Ndatu Savi, Water’s Fate
Director
Ignacio Decerega Barrientos, Cristobal Jasso
For the Indigenous and Afro-Mexican communities in Oaxaca’s Pacific coast, the fate of water is determined by the ritual and the political; prayers for rain, fishermen’s daily struggles and the permanent threat against communities in the Río Verde all show how life depends on the fate that water delivers
La línea de presión
Production
Rafael González Bolívar
In Cárdenas, Tabasco, the Sánchez Magallanes village is among the most vulnerable of places to disappear underwater due to global warming. Although some of its residents resist, its architecture, eroded by the sea and by desertion, already reflects the pressure that pushes its inhabitants to leave
Our Seed
Director
Emma Carlotta Cucul
Production
Brenda Yulisa Xol Reyes
Q’eqchi’ families from Alta Verapaz face a fight against the African palm companies, Chiquibul and Tecniservicios S.A. The pesticides that reach the rivers in the winters have generated ecocide in the area.
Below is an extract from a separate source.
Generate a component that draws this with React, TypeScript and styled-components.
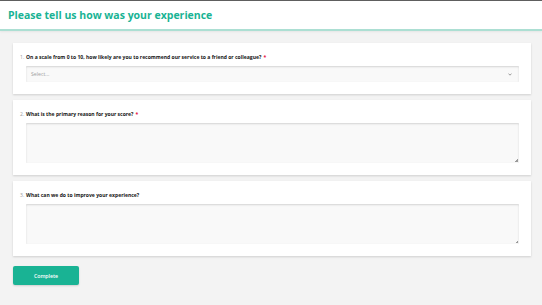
import styled, { createGlobalStyle } from "styled-components";

const GlobalStyle = createGlobalStyle`
  html, body {
    margin: 0;
    padding: 0;
    background: #f3f3f3;
    font-family: "Open Sans", "DejaVu Sans", sans-serif;
  }
  * {
    box-sizing: border-box;
  }
`;

const Page = styled.div`
  min-height: 305px;
  border-top: 1px solid #5f5f5f;
  background: #f3f3f3;
`;

const Header = styled.header`
  height: 30px;
  display: flex;
  align-items: center;
  padding: 0 8px 1px;
  background: #fff;
  border-bottom: 2px solid #acdfd3;
  box-shadow: 0 1px 2px rgba(0, 0, 0, 0.06);
`;

const Title = styled.h1`
  margin: 0;
  font-size: 10.5px;
  font-weight: 700;
  color: #19b394;
`;

const Body = styled.main`
  display: flex;
  flex-direction: column;
  gap: 6px;
  padding: 12px 11px 0 13px;
`;

const Panel = styled.section`
  background: #fff;
  box-shadow: 0 1px 2px rgba(0, 0, 0, 0.15);
  padding: 10px 12px 12px 7px;
  display: flex;
  flex-direction: column;
  gap: 5px;
`;

const QuestionTitle = styled.div`
  display: flex;
  align-items: center;
  height: 8px;
  font-size: 5.05px;
  font-weight: 700;
  color: #161616;
`;

const Num = styled.span`
  width: 6px;
  font-weight: 400;
  color: #9a9a9a;
`;

const Required = styled.span`
  margin-left: 2px;
  color: #e60a3e;
`;

const Dropdown = styled.div`
  margin-left: 6px;
  height: 16px;
  display: flex;
  align-items: center;
  justify-content: space-between;
  padding: 0 7px 0 5px;
  background: #f9f9f9;
  border-radius: 1px;
  box-shadow: inset 0 1px 2px rgba(0, 0, 0, 0.15);
  font-size: 5.2px;
  color: #a0a0a0;
`;

const TextBox = styled.div`
  position: relative;
  margin-left: 6px;
  height: 40px;
  &::after {
    content: "";
    position: absolute;
    right: 1px;
    bottom: 1px;
    width: 3px;
    height: 3px;
    background: linear-gradient(135deg, transparent 50%, #9a9a9a 50%);
  }
`;

const TextArea = styled.textarea`
  display: block;
  width: 100%;
  height: 100%;
  resize: none;
  border: none;
  outline: none;
  background: #f9f9f9;
  border-radius: 1px;
  box-shadow: inset 0 1px 2px rgba(0, 0, 0, 0.15);
  font-family: inherit;
  font-size: 5.2px;
`;

const Footer = styled.div`
  padding: 10px 13px 0;
`;

const Button = styled.button`
  display: block;
  width: 66px;
  height: 19px;
  border: none;
  border-radius: 2px;
  background: #19b394;
  box-shadow: 0 1px 2px rgba(0, 0, 0, 0.15);
  color: #fff;
  font-family: inherit;
  font-size: 5.2px;
  font-weight: 600;
  cursor: pointer;
`;

const questions = [
  {
    title:
      "On a scale from 0 to 10, how likely are you to recommend our service to a friend or colleague?",
    required: true,
    kind: "select",
  },
  { title: "What is the primary reason for your score?", required: true, kind: "text" },
  { title: "What can we do to improve your experience?", required: false, kind: "text" },
];

function Chevron() {
  return (
    <svg width="4" height="3" viewBox="0 0 4 3">
      <path d="M0.5 0.6 L2 2.2 L3.5 0.6" fill="none" stroke="#909090" strokeWidth="0.9" />
    </svg>
  );
}

export default function App() {
  return (
    <Page>
      <GlobalStyle />
      <Header>
        <Title>Please tell us how was your experience</Title>
      </Header>
      <Body>
        {questions.map((q, i) => (
          <Panel key={q.title}>
            <QuestionTitle>
              <Num>{i + 1}.</Num>
              {q.title}
              {q.required && <Required>*</Required>}
            </QuestionTitle>
            {q.kind === "select" ? (
              <Dropdown>
                Select...
                <Chevron />
              </Dropdown>
            ) : (
              <TextBox>
                <TextArea />
              </TextBox>
            )}
          </Panel>
        ))}
      </Body>
      <Footer>
        <Button>Complete</Button>
      </Footer>
    </Page>
  );
}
The palm industry has tried to reduce this pollution by introducing a non-native fish that is exterminating the native species. These companies have polluted the water and the air and have caused deforestation. Land grabbing has left Q’eqchi’ families landless, causing them to migrate to nearby towns or even other countries. Using ancestral strategies such as diversified agriculture, the Q’eqchi’ people have organized to stop the rapid expansion of the African palm to prevent more extractive projects from reaching their lands
Tolvanera
Production
Ariadna Mogollón
After being held at gunpoint by a group of armed men, a journalist and his team decided to suspend their investigation into how the fourth richest man in Mexico and his mining company are terrorizing a town in the Sonoran desert after being legally expelled and required to pay back the gold taken from the community. A couple of years later, a version of the story published in the national press brings the journalist back to the case. In a journey through the roads of Sonora, ejidatarios (communal land owners), lawyers, activists, academics and journalists expose the different sides of the whirlwind in which they find themselves.
Lost Paradise
Director
Bernardino López
Production
Geraldine Bach
A group of fishermen and their families from the El Arenal and Río Arriba communities in the Soconusco region of Chiapas struggle on a daily basis to survive in the face of palm oil production and the policies of its processing companies, revealing the consequences that this monoculture imposes on their lands and bodies.
Diving frogs
“On top of my house’s roof, a gigant lagoon was formed. I swam up without knowing how to swim, because my feet were no longer of this world. Instead of fish, I found my dirty socks and some marbles I thought I had lost. Up there my bed and many others became rafts and our games became rescues. After the storms Eta and Iota left, we finally went down to what was once our home and now we have to rebuild”.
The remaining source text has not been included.